Cisco History Written in 1922

Cisco. Cisco has gained the reputation of being one of the cleanest and most healthful cities in the state, and its citizens are notably progressive. One of the newest ,enterprises in addition to the reservoir is the construction of a $250,000 high school, the funds for which have been voted and the bonds approved by the attorney general.

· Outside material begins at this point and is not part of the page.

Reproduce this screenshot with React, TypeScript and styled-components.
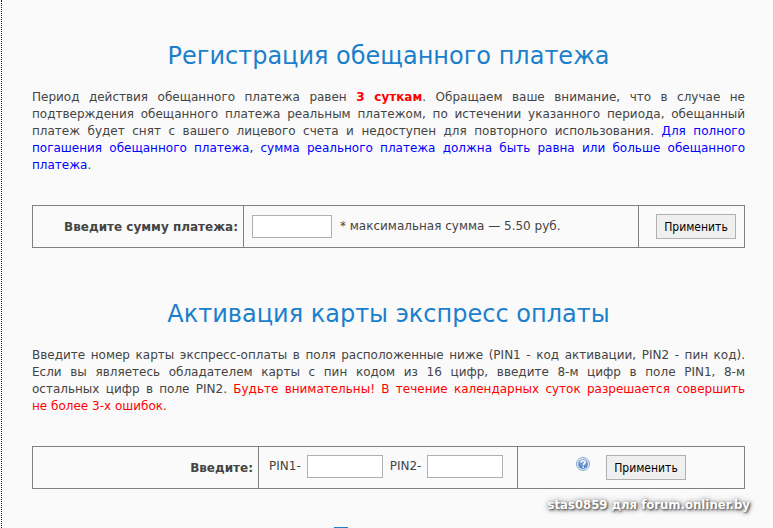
import React from "react";
import styled, { createGlobalStyle } from "styled-components";

const GlobalStyle = createGlobalStyle`
  * { box-sizing: border-box; }
  body {
    margin: 0;
    background: #fafafa;
    color: #444;
    font: 12px/17px Verdana, "DejaVu Sans", sans-serif;
  }
`;

const Page = styled.main`
  height: 100vh;
  margin-left: 1px;
  padding: 0 28px 0 30px;
  border-left: 1px dotted #222;
  overflow: hidden;
`;

const Section = styled.section`
  padding-top: 39px;
  margin-bottom: 10px;
`;

const Title = styled.h1`
  margin: 0 0 16px;
  color: #1a80cc;
  font-size: 24px;
  font-weight: 400;
  line-height: 34px;
  text-align: center;
`;

const Text = styled.p`
  margin: 0 0 31px;
  text-align: justify;
`;

const Warning = styled.strong`
  color: #f00;
`;

const Colored = styled.span<{ $color: string }>`
  color: ${(p) => p.$color};
`;

const FormRow = styled.form<{ $columns: string }>`
  display: grid;
  grid-template-columns: ${(p) => p.$columns};
  height: 43px;
  border: 1px solid #808080;
`;

const Cell = styled.div<{ $align?: string }>`
  display: flex;
  align-items: center;
  justify-content: ${(p) => p.$align ?? "flex-start"};
  padding: 0 8px;
  white-space: nowrap;

  & + & {
    border-left: 1px solid #808080;
  }
`;

const HeadCell = styled(Cell)`
  padding: 2px 5px 0;
  font-weight: 700;
`;

const PinCell = styled(Cell)`
  gap: 7px;
  padding: 0 10px 2px;
`;

const Field = styled.label`
  display: flex;
  align-items: center;
  gap: 6px;
`;

const Input = styled.input<{ $width: number }>`
  width: ${(p) => p.$width}px;
  height: 23px;
  padding: 1px 4px;
  border: 1px solid #b0b0b0;
  border-radius: 0;
  background: #fff;
  font: inherit;
`;

const Hint = styled.span`
  margin-left: 8px;
`;

const Button = styled.button`
  width: 80px;
  height: 25px;
  padding: 0;
  border: 1px solid #b0b0b0;
  border-radius: 0;
  background: #efefef;
  color: #000;
  font: 12px Tahoma, "DejaVu Sans Condensed", "DejaVu Sans", sans-serif;
`;

const HelpButton = styled.button`
  display: flex;
  margin: 0 16px 8px 0;
  padding: 0;
  border: 0;
  background: none;
`;

const NextTitleEdge = styled.div`
  width: 14px;
  height: 1px;
  margin: 38px 0 0 302px;
  background: #1a80cc;
`;

const Watermark = styled.div`
  position: absolute;
  right: 23px;
  bottom: 15px;
  color: #fff;
  font: 700 13px/17px "DejaVu Sans Condensed", "DejaVu Sans", sans-serif;
  text-shadow: 1px 1px 2px #555, 1px 1px 4px #777, 0 0 6px #999;
`;

function HelpIcon() {
  return (
    <svg width="14" height="14" viewBox="0 0 14 14" aria-hidden="true">
      <defs>
        <linearGradient id="help" x1="0" y1="0" x2="0" y2="1">
          <stop offset="0" stopColor="#8fb2e0" />
          <stop offset="1" stopColor="#4a7dbe" />
        </linearGradient>
      </defs>
      <circle cx="7" cy="7" r="6.5" fill="#e4edf8" stroke="#86a8d6" />
      <circle cx="7" cy="7" r="5" fill="url(#help)" />
      <path
        d="M5 5.5C5.1 3.2 9 3.2 9 5.4C9 6.8 7.2 6.7 7.2 8.2"
        fill="none"
        stroke="#fff"
        strokeWidth="1.6"
      />
      <circle cx="7.2" cy="10.1" r="0.9" fill="#fff" />
    </svg>
  );
}

export default function App() {
  return (
    <>
      <GlobalStyle />
      <Page>
        <Section>
          <Title>Регистрация обещанного платежа</Title>
          <Text>
            Период действия обещанного платежа равен <Warning>3 суткам</Warning>. Обращаем ваше
            внимание, что в случае не подтверждения обещанного платежа реальным платежом, по
            истечении указанного периода, обещанный платеж будет снят с вашего лицевого счета и
            недоступен для повторного использования.{" "}
            <Colored $color="#00f">
              Для полного погашения обещанного платежа, сумма реального платежа должна быть равна
              или больше обещанного платежа
            </Colored>
            .
          </Text>
          <FormRow $columns="210px 1fr 106px" onSubmit={(e) => e.preventDefault()}>
            <HeadCell $align="flex-end">
              <label htmlFor="amount">Введите сумму платежа:</label>
            </HeadCell>
            <Cell>
              <Input id="amount" $width={80} />
              <Hint>* максимальная сумма — 5.50 руб.</Hint>
            </Cell>
            <Cell $align="flex-end">
              <Button>Применить</Button>
            </Cell>
          </FormRow>
        </Section>
        <Section>
          <Title>Активация карты экспресс оплаты</Title>
          <Text>
            Введите номер карты экспресс-оплаты в поля расположенные ниже (PIN1 - код активации,
            PIN2 - пин код). Если вы являетесь обладателем карты с пин кодом из 16 цифр, введите 8-м
            цифр в поле PIN1, 8-м остальных{"\u00a0"}цифр в поле PIN2.{" "}
            <Colored $color="#f00">
              Будьте внимательны! В течение календарных суток разрешается совершить
              не{"\u00a0"}более{"\u00a0"}3-х ошибок.
            </Colored>
          </Text>
          <FormRow $columns="225px 259px 1fr" onSubmit={(e) => e.preventDefault()}>
            <HeadCell $align="flex-end">Введите:</HeadCell>
            <PinCell>
              <Field>
                PIN1-
                <Input $width={76} />
              </Field>
              <Field>
                PIN2-
                <Input $width={76} />
              </Field>
            </PinCell>
            <Cell $align="center">
              <HelpButton type="button" aria-label="?">
                <HelpIcon />
              </HelpButton>
              <Button>Применить</Button>
            </Cell>
          </FormRow>
        </Section>
        <NextTitleEdge />
      </Page>
      <Watermark>stas0859 для forum.onliner.by</Watermark>
    </>
  );
}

The city hall is a neat, substantial brick building. Cisco is not, strictly speaking, an oil town, but rather a source of supplies for the surrounding oil country, and a neat, quiet and attractive residence place for the better class of oil men. The principal streets, and even some of the alleys, are paved and the town is not disfigured by unsightly shacks, straggling sheds, or any of the miscellaneous debris characteristic of the average oil town. The city is strictly under the reign of law and order, and its aspect is that of a thoroughly civilized community. But though quiet and orderly, Cisco is not dead. The pulse of business life beats strongly. Some of the large companies connected more or less closely with the oil industry are represented here. There is an active chamber of commerce, and several important enterprises are now well under way. Perhaps the most important of these is the immense water reservoir, the construction of which began last September (1920), and which, when completed, will be the largest artificial water reservoir in the entire South. For the construction of this reservoir the citizens of Cisco voted with practical unanimity for the issuance of a million dollars in bonds, which bonds were readily disposed of and the money deposited in the banks. The low tax rate of 75 cents and the high tax valuation approach­ing the fifteen-million-dollar plane, made it possible for the city fathers to dispose of bonds when other municipalities of similar size have no market for their securities.

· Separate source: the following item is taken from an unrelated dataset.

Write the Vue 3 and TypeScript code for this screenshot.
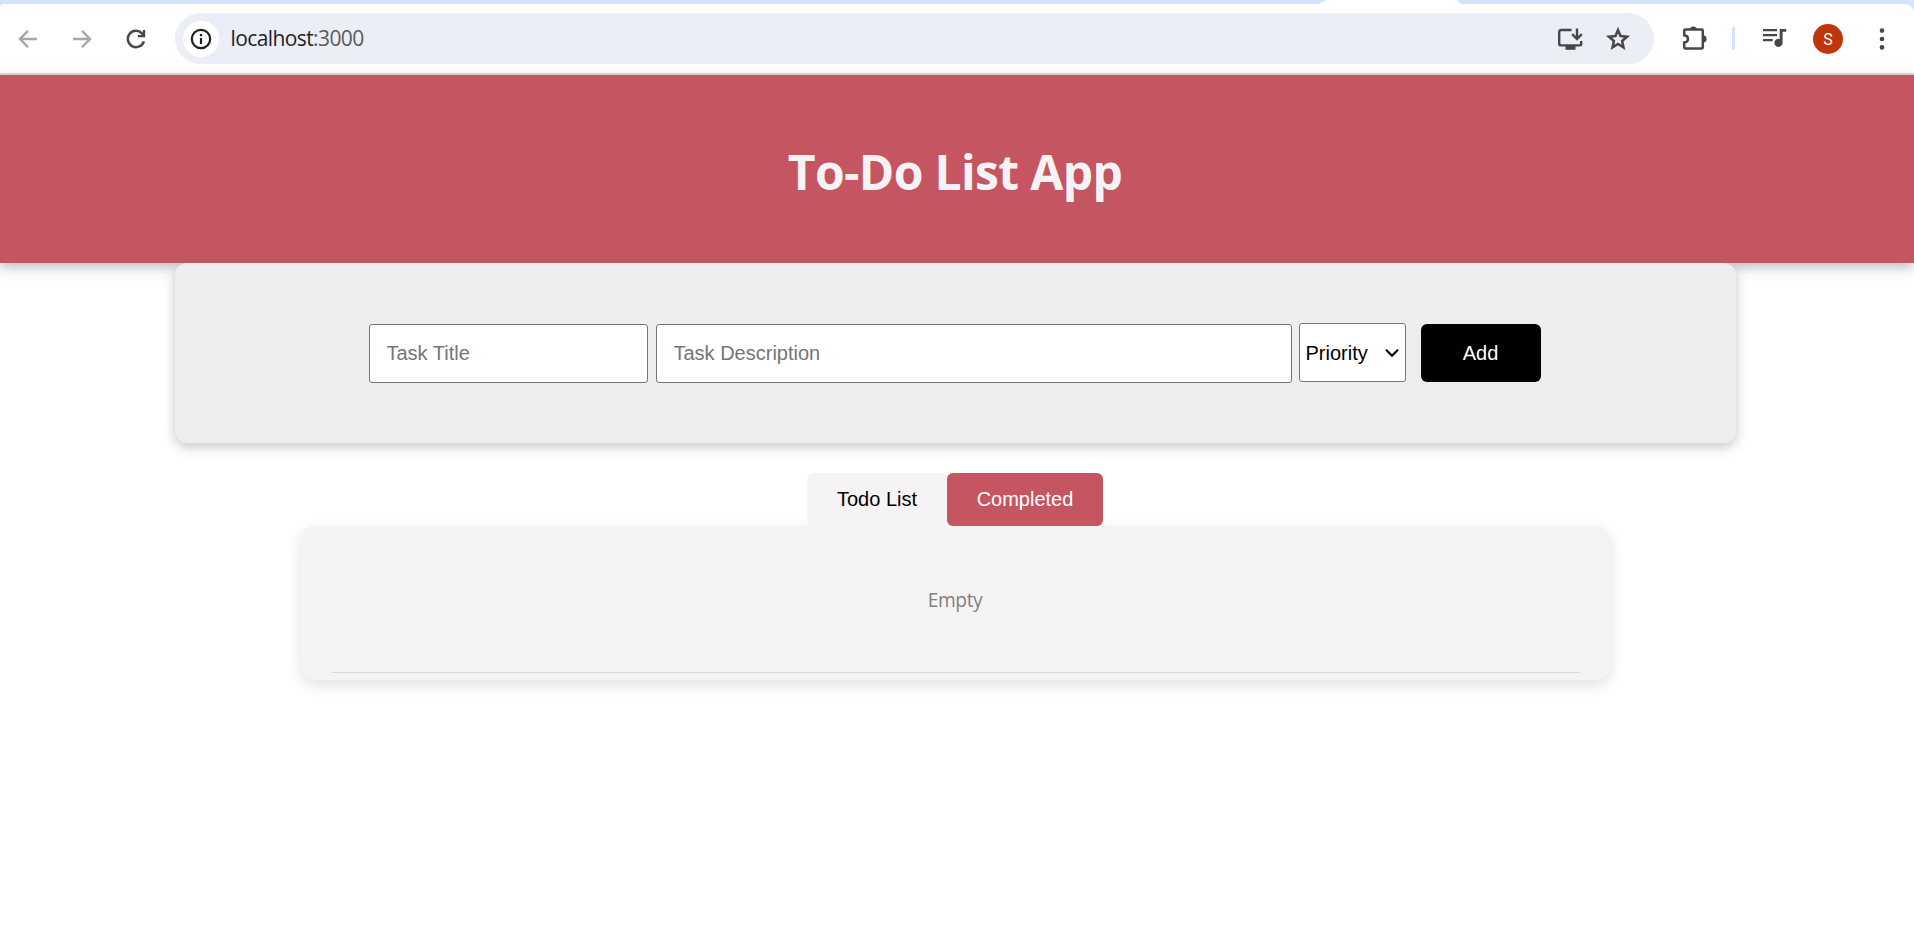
<script setup lang="ts">
import { ref } from 'vue'

const host = 'localhost'
const port = ':3000'
const priorities = ['Priority', 'High', 'Medium', 'Low']
const title = ref('')
const description = ref('')
const priority = ref('Priority')
const tabs = ['Todo List', 'Completed']
const activeTab = ref('Todo List')
</script>

<template>
  <div class="window">
    <div class="tabstrip"><div class="active-tab"></div></div>
    <div class="toolbar-back">
      <div class="toolbar">
        <svg class="icon back" width="20" height="20" viewBox="0 0 20 20">
          <path d="M19 10H2.5M10 1.8 2 10l8 8.2" fill="none" stroke="#a9a9a9" stroke-width="2.5" />
        </svg>
        <svg class="icon forward" width="20" height="20" viewBox="0 0 20 20">
          <path d="M1 10h16.5M10 1.8 18 10l-8 8.2" fill="none" stroke="#a9a9a9" stroke-width="2.5" />
        </svg>
        <svg class="icon reload" width="20" height="20" viewBox="0 0 20 20">
          <path d="M17.9 12.3A8.2 8.2 0 1 1 16 4.3L18 6.4" fill="none" stroke="#474747" stroke-width="2.5" />
          <path d="M19.2 1v7.3h-7.3V5.9h4.9V1z" fill="#474747" />
        </svg>
        <div class="omnibox">
          <div class="site-info">
            <svg width="22" height="22" viewBox="0 0 22 22">
              <circle cx="11" cy="11" r="9.2" fill="none" stroke="#1f1f1f" stroke-width="2.2" />
              <path d="M9.9 10h2.2v6H9.9zM9.9 6h2.2v2.3H9.9z" fill="#1f1f1f" />
            </svg>
          </div>
          <span class="url">{{ host }}<span class="port">{{ port }}</span></span>
          <svg class="install" width="26" height="24" viewBox="0 0 26 24">
            <path d="M14.500 3H4.200Q2.200 3 2.200 5v11.400q0 2 2 2h18q2 0 2-2V14" fill="none" stroke="#474747" stroke-width="2.400" />
            <path d="M8.500 18.500h10v4.300h-10z" fill="#474747" />
            <path d="M20 1.500v10M15.200 7.200l4.800 4.800 4.800-4.800" fill="none" stroke="#474747" stroke-width="2.400" />
          </svg>
          <svg class="star" width="26" height="26" viewBox="0 0 26 26">
            <path d="M13 4.100l2.500 6 6.500.6-4.900 4.300 1.400 6.400-5.500-3.400-5.500 3.400L8.900 15 4 10.700l6.500-.6z" fill="none" stroke="#474747" stroke-width="2.500" />
          </svg>
        </div>
        <svg class="icon puzzle" width="27" height="27" viewBox="0 0 27 27">
          <path d="M4.600 4.500H20.400Q21.800 4.500 21.800 5.900V22Q21.800 23.400 20.400 23.400H4.600Q3.200 23.400 3.200 22V17.600Q7 17 7 13.900T3.200 10.200V5.900Q3.200 4.500 4.600 4.500Z" fill="none" stroke="#474747" stroke-width="2.500" />
          <path d="M8.700 4.200a3.700 3.400 0 0 1 7.200 0zM22.500 10.300a3.700 3.700 0 0 1 0 7.300z" fill="#474747" />
        </svg>
        <div class="separator"></div>
        <svg class="icon music" width="25" height="20" viewBox="0 0 25 20">
          <path d="M1 2.200h14M1 7.200h14M1 12.200h9.700" fill="none" stroke="#474747" stroke-width="2.300" />
          <path d="M17.700 1h6.500v2.700h-3.600V14.800a4.100 4.100 0 1 1-2.900-3.900z" fill="#474747" />
        </svg>
        <div class="avatar">S</div>
        <svg class="icon dots" width="6" height="24" viewBox="0 0 6 24">
          <circle cx="3" cy="3.600" r="2.300" fill="#474747" />
          <circle cx="3" cy="12" r="2.300" fill="#474747" />
          <circle cx="3" cy="20.400" r="2.300" fill="#474747" />
        </svg>
      </div>
    </div>

    <header class="header"><h1>To-Do List App</h1></header>

    <main>
      <form class="task-form" @submit.prevent>
        <input v-model="title" class="task-title" placeholder="Task Title" />
        <input v-model="description" class="task-desc" placeholder="Task Description" />
        <div class="select-wrap">
          <select v-model="priority">
            <option v-for="p in priorities" :key="p">{{ p }}</option>
          </select>
          <svg class="chevron" width="14" height="10" viewBox="0 0 14 10">
            <path d="M1 1.700 7 7.700 13 1.700" fill="none" stroke="#000" stroke-width="2.100" />
          </svg>
        </div>
        <button class="add" type="submit">Add</button>
      </form>

      <div class="tabs">
        <button
          v-for="tab in tabs"
          :key="tab"
          class="tab"
          :class="{ active: tab === activeTab }"
          @click="activeTab = tab"
        >{{ tab }}</button>
      </div>

      <section class="list">
        <p>Empty</p>
        <div class="rule"></div>
      </section>
    </main>
  </div>
</template>

<style>
body {
  margin: 0;
  background: #fff;
}
</style>

<style scoped>
* {
  box-sizing: border-box;
}
.window {
  height: 931px;
  overflow: hidden;
  font-family: 'Open Sans', 'Noto Sans', sans-serif;
}
.tabstrip {
  height: 4px;
  background: #d3e3fd;
}
.active-tab {
  width: 142px;
  height: 4px;
  margin-left: 1319px;
  background: #fff;
  clip-path: polygon(7px 0, 137px 0, 140px 2px, 142px 4px, 0 4px, 4px 2px);
}
.toolbar-back {
  background: #d3e3fd;
}
.toolbar {
  display: flex;
  align-items: center;
  height: 71px;
  background: #fff;
  border-bottom: 2px solid #dcdcdc;
  border-radius: 5px 9px 0 0 / 3px 9px 0 0;
}
.icon {
  flex: none;
}
.back {
  margin-left: 18px;
}
.forward {
  margin-left: 34px;
}
.reload {
  margin-left: 34px;
}
.omnibox {
  display: flex;
  align-items: center;
  flex: none;
  width: 1479px;
  height: 51px;
  margin-left: 29px;
  padding-left: 8px;
  background: #ebeef7;
  border-radius: 26px;
}
.site-info {
  display: flex;
  align-items: center;
  justify-content: center;
  width: 36px;
  height: 36px;
  margin-left: -0.5px;
  border-radius: 50%;
  background: #fff;
}
.url {
  margin-left: 12px;
  padding-bottom: 1px;
  font-size: 21px;
  line-height: 28px;
  letter-spacing: -0.6px;
  color: #1f1f1f;
}
.port {
  color: #5a5a5e;
}
.install {
  margin-left: auto;
}
.star {
  margin: 0 23px 0 22px;
}
.puzzle {
  margin-left: 27px;
  margin-bottom: 1px;
}
.separator {
  flex: none;
  width: 3px;
  height: 23px;
  margin-left: 24px;
  border-radius: 1px;
  background: #d3e3fd;
}
.music {
  margin-left: 27px;
  margin-bottom: 1px;
}
.avatar {
  flex: none;
  width: 30px;
  height: 30px;
  margin-left: 26px;
  border-radius: 50%;
  background: #bf360c;
  color: #fff;
  font: 16px/31px Roboto, sans-serif;
  text-align: center;
}
.dots {
  margin-left: 36px;
}
.header {
  display: flex;
  align-items: center;
  justify-content: center;
  height: 188px;
  background: #c55560;
  box-shadow: 0 4px 12px rgba(120, 120, 120, 0.5);
}
h1 {
  margin: 5px 4px 0 0;
  font-size: 48px;
  line-height: 64px;
  font-weight: 700;
  letter-spacing: -0.65px;
  white-space: nowrap;
  color: #f6f3f5;
}
main {
  display: flex;
  flex-direction: column;
  align-items: center;
  width: 1910px;
}
.task-form {
  position: relative;
  display: flex;
  width: 1561px;
  height: 180px;
  padding: 61px 0 0 194px;
  border-radius: 12px;
  background: #eee;
  box-shadow: 0 4px 12px rgba(143, 143, 143, 0.5);
}
input {
  height: 59px;
  padding: 0 17px;
  border: 1px solid #767676;
  border-radius: 3px;
  background: #fff;
  font: 20px 'Liberation Sans', Arial, sans-serif;
}
input::placeholder {
  color: #757575;
  opacity: 1;
}
.task-title {
  width: 279px;
}
.task-desc {
  width: 636px;
  margin-left: 8px;
}
.select-wrap {
  position: relative;
  width: 107px;
  height: 59px;
  margin: -1px 0 0 7px;
}
select {
  width: 100%;
  height: 100%;
  padding: 0 0 0 6px;
  appearance: none;
  border: 1px solid #767676;
  border-radius: 3px;
  background: #fff;
  color: #000;
  font: 20px 'Liberation Sans', Arial, sans-serif;
}
.chevron {
  position: absolute;
  top: 25px;
  right: 7px;
  pointer-events: none;
}
.add {
  width: 120px;
  height: 58px;
  margin-left: 15px;
  padding: 0;
  border: 0;
  border-radius: 6px;
  background: #000;
  color: #fff;
  font: 20px 'Liberation Sans', Arial, sans-serif;
}
.tabs {
  position: relative;
  z-index: 1;
  display: flex;
  width: 296px;
  margin-top: 30px;
}
.tab {
  flex: none;
  width: 156px;
  height: 53px;
  padding: 0;
  border: 0;
  border-radius: 6px;
  background: #c55560;
  color: #fff;
  font: 20px 'Liberation Sans', Arial, sans-serif;
}
.tab.active {
  width: 140px;
  background: #f5f3f4;
  color: #000;
}
.list {
  width: 1309px;
  height: 154px;
  padding: 60px 30px 0;
  border-radius: 14px;
  background: #f5f3f4;
  box-shadow: 0 5px 15px rgba(0, 0, 0, 0.12);
  text-align: center;
}
.list p {
  margin: 0 0 58px;
  font-size: 19.200px;
  line-height: 28px;
  letter-spacing: -0.4px;
  color: #808080;
}
.rule {
  height: 1px;
  background: #dadada;
}
</style>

Though Cisco as yet has made no record as an oil town, oil produc­tion has been found within four or five miles, in one place at 1,600 feet and in another at between 3,000 and 3,500 feet; and Cyrus Drury and associates are now drilling a well just beyond the south limits of the city, intending to go 3,500 feet if necessary.

Cisco is the headquarters for a number of oil and supply houses, and two years ago the Illinois Torpedo Company established a nitro plant three miles from town, the concern manufacturing nitro-glycerine car­tridges for shooting wells. This company operates out of Cisco through the whole Central Texas field. - History of Texas, 1922, by W. Barrett Travis.